Task to complete: From the listing below, pull out the lines that hold "this".

Entries shown:
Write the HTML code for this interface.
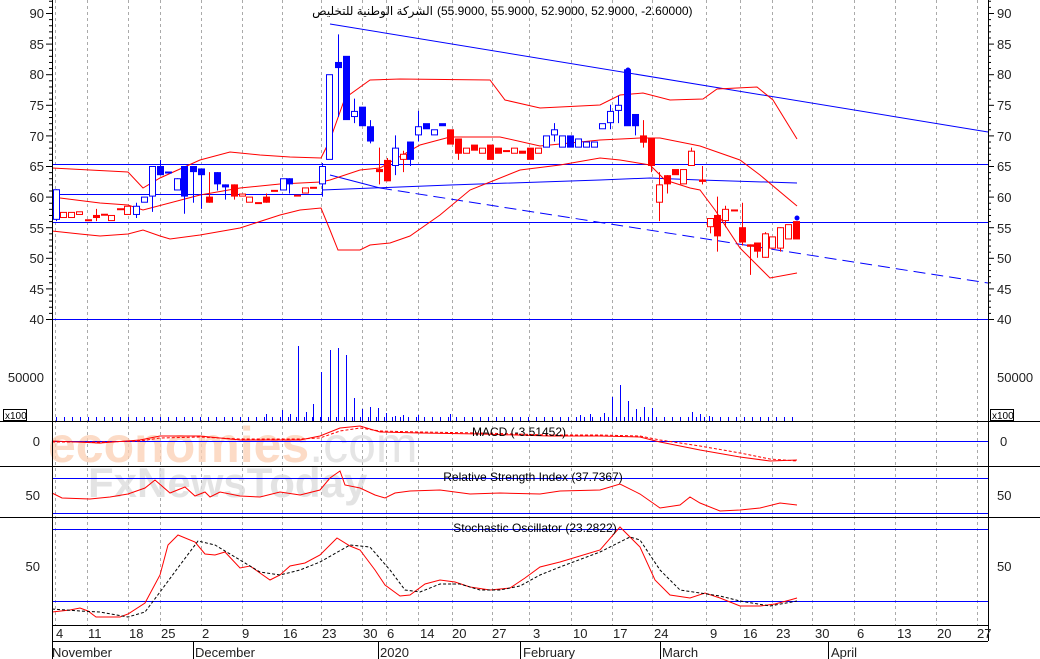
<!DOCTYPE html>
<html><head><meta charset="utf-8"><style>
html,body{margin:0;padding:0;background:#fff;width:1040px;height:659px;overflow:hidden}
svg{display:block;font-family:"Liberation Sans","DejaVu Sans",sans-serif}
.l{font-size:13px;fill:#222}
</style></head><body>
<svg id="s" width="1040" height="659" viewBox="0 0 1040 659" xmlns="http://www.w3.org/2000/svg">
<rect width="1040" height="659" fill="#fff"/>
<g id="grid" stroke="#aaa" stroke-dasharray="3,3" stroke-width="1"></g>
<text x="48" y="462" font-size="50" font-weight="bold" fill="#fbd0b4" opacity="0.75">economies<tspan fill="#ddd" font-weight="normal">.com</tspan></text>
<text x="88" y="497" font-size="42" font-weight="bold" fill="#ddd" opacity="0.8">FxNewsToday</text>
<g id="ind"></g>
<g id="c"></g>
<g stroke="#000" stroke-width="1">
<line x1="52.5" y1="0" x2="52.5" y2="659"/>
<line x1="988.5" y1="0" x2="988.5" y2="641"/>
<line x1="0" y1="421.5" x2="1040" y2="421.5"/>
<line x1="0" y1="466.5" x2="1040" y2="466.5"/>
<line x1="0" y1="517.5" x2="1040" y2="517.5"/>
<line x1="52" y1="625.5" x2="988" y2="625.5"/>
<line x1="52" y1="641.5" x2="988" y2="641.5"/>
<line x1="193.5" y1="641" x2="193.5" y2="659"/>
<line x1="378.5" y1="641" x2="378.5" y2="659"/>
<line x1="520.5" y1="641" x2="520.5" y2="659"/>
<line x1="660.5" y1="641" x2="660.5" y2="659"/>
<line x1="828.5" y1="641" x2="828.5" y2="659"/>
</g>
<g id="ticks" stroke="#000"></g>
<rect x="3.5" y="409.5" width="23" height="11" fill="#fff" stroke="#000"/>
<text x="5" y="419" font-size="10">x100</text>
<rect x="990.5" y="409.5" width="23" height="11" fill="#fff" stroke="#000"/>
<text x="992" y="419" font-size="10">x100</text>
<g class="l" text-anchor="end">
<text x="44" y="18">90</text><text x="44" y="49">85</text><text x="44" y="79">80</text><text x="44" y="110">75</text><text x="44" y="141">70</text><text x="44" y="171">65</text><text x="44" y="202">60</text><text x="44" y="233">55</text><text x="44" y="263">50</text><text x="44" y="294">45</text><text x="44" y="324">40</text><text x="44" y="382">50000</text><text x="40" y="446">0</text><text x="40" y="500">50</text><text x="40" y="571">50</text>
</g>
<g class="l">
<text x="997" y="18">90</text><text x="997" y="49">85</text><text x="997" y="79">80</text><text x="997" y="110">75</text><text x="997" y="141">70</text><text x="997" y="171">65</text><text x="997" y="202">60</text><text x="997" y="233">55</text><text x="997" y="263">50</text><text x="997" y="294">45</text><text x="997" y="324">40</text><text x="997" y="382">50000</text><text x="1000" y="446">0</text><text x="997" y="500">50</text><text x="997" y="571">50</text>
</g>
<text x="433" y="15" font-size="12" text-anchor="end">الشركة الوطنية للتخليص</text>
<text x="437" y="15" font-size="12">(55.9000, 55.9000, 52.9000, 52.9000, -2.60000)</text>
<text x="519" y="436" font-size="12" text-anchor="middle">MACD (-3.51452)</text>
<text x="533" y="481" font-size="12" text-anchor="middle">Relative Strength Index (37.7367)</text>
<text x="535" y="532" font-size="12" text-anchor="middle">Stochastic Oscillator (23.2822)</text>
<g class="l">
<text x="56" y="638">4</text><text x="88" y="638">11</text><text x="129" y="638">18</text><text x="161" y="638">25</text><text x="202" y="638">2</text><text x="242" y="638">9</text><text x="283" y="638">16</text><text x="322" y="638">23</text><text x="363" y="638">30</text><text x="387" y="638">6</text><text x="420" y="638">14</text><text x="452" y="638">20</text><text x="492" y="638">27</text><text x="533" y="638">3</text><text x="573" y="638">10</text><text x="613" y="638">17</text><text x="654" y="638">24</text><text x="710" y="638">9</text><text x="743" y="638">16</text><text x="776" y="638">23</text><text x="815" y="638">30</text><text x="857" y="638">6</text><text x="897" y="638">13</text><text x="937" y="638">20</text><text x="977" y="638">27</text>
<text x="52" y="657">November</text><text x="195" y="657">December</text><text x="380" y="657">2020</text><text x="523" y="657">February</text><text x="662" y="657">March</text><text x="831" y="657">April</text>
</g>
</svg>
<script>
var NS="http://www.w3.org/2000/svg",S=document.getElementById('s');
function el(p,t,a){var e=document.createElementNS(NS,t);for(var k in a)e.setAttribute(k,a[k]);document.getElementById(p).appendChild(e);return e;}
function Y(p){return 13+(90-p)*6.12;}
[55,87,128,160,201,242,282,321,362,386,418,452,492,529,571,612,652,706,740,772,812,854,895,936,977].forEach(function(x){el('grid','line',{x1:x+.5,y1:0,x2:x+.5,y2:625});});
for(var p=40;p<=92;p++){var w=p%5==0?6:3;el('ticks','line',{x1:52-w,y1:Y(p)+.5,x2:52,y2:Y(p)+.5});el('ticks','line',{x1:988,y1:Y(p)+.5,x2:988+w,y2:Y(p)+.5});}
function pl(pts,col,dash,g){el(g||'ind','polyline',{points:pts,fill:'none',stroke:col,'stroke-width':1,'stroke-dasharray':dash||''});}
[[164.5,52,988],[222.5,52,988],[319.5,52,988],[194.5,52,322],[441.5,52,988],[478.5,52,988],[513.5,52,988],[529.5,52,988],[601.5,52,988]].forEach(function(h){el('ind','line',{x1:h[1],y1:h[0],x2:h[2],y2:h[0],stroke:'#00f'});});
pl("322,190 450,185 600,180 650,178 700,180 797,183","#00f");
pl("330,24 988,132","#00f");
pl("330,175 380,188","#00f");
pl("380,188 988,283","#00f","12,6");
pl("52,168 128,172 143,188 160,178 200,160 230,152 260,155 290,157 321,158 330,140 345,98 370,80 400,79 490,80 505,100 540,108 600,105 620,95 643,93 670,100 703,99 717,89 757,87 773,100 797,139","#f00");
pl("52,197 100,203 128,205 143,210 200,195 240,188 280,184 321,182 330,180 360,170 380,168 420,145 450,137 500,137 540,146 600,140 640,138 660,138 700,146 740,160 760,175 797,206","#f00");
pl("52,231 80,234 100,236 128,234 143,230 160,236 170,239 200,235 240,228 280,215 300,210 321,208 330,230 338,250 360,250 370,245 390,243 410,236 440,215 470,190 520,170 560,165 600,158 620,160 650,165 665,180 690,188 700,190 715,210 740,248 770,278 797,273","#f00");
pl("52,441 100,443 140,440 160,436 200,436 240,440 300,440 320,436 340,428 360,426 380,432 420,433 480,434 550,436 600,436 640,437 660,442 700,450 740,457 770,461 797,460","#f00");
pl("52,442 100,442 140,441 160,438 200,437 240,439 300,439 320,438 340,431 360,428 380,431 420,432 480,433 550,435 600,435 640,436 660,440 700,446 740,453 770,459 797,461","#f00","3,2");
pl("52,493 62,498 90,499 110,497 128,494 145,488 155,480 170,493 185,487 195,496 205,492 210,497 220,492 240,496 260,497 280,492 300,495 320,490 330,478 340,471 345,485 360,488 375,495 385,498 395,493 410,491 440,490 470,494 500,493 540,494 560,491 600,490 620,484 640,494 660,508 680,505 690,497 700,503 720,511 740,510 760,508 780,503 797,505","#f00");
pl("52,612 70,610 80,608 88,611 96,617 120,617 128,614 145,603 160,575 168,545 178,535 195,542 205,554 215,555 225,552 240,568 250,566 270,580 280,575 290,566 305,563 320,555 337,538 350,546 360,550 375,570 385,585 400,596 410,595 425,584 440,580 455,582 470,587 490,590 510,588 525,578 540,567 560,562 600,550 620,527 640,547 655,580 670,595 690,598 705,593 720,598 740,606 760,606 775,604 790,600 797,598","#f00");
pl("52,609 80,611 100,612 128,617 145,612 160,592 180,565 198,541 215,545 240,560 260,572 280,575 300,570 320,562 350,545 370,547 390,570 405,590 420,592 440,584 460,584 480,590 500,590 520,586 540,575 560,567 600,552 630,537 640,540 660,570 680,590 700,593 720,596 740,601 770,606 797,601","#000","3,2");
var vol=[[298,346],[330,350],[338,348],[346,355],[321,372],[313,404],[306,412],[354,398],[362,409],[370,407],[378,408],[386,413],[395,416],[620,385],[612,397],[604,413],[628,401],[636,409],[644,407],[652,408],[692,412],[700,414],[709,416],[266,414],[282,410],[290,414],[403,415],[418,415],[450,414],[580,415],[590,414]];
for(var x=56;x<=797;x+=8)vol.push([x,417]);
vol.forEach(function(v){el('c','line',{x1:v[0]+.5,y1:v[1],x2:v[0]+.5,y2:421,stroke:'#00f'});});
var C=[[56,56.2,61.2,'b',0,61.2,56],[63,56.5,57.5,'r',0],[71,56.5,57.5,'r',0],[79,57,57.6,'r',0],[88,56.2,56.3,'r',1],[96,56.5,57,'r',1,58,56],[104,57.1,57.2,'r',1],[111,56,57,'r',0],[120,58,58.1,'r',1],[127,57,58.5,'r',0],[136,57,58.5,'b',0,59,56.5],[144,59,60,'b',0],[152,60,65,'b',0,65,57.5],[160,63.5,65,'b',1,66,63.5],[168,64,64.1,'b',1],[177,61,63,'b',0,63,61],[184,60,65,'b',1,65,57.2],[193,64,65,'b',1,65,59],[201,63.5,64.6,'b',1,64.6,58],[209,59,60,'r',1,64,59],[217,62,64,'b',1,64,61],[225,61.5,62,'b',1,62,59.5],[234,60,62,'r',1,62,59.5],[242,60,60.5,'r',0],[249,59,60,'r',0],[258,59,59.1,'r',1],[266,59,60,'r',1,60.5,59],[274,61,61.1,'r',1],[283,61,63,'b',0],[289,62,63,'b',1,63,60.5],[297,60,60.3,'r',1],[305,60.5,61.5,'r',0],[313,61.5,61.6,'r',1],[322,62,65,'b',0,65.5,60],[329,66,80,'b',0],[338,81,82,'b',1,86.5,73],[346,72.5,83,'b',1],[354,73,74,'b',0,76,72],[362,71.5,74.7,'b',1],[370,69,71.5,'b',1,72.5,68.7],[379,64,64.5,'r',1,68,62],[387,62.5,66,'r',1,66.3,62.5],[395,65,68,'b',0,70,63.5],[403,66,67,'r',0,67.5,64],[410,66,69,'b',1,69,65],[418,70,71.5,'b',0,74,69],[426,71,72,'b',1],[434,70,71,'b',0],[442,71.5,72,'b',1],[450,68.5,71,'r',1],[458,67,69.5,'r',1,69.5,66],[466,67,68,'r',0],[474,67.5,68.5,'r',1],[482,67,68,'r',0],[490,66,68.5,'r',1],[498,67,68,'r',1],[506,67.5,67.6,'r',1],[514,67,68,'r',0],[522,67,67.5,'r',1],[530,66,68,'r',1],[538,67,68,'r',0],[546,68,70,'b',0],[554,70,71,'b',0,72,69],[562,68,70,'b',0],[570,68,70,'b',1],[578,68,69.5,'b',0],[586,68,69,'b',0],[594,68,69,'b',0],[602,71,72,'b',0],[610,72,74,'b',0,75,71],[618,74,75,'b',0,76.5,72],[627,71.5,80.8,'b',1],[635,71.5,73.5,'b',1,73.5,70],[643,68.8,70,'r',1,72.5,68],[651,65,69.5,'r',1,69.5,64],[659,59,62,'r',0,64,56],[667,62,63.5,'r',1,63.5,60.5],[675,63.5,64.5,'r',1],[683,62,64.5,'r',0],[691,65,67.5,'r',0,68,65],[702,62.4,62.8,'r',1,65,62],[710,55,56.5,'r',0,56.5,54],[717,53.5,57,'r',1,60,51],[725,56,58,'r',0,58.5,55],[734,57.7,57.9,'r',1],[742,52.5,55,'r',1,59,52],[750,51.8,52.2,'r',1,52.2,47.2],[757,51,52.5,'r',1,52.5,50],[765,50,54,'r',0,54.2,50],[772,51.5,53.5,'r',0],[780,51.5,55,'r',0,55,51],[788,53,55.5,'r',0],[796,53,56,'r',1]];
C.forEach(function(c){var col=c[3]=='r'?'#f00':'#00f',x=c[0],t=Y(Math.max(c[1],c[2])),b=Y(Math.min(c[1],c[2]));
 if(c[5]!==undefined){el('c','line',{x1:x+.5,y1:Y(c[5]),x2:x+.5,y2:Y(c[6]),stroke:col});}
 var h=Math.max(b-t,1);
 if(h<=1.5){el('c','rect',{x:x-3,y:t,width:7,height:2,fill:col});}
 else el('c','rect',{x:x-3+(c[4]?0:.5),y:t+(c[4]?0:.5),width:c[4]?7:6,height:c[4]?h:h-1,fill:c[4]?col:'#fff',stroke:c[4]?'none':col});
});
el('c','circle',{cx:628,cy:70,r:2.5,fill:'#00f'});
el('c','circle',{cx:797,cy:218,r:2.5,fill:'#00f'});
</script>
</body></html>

---

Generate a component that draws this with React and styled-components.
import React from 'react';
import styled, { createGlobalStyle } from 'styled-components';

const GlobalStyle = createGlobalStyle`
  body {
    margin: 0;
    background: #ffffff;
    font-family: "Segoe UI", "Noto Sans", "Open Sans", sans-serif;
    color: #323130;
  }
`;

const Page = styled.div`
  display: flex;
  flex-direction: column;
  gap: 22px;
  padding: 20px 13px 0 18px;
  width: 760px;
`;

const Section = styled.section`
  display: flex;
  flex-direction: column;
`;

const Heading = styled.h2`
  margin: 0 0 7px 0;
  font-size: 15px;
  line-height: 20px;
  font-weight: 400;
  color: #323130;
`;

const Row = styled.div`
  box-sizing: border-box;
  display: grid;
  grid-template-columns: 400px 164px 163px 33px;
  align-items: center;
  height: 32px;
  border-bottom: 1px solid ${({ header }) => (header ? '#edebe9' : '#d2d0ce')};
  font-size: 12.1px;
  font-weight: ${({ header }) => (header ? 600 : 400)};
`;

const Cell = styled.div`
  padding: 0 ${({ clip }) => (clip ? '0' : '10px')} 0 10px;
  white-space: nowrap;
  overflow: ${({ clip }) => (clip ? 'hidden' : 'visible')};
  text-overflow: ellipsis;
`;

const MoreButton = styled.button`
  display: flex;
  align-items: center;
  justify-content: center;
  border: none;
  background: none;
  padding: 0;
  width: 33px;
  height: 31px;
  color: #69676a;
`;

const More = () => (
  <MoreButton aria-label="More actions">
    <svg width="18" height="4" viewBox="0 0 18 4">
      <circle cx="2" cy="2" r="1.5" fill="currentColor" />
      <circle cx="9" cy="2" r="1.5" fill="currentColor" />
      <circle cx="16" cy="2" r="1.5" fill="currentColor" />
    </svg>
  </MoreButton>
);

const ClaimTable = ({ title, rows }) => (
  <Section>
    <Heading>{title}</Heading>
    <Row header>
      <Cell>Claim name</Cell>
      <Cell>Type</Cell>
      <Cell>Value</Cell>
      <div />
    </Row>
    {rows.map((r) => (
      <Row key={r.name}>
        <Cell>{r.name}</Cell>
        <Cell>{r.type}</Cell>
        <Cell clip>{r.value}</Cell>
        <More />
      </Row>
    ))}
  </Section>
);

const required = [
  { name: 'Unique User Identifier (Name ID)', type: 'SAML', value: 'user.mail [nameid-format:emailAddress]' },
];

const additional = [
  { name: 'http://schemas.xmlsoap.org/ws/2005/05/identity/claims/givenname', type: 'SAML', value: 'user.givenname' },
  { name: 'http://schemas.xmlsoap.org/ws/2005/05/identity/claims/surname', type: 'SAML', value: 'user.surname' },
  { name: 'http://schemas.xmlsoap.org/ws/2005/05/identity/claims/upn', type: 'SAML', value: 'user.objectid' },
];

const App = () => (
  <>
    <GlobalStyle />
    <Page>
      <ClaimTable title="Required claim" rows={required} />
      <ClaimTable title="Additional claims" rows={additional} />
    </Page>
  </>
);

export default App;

The result:
Write the HTML code for this interface.
Generate a component that draws this with React and styled-components.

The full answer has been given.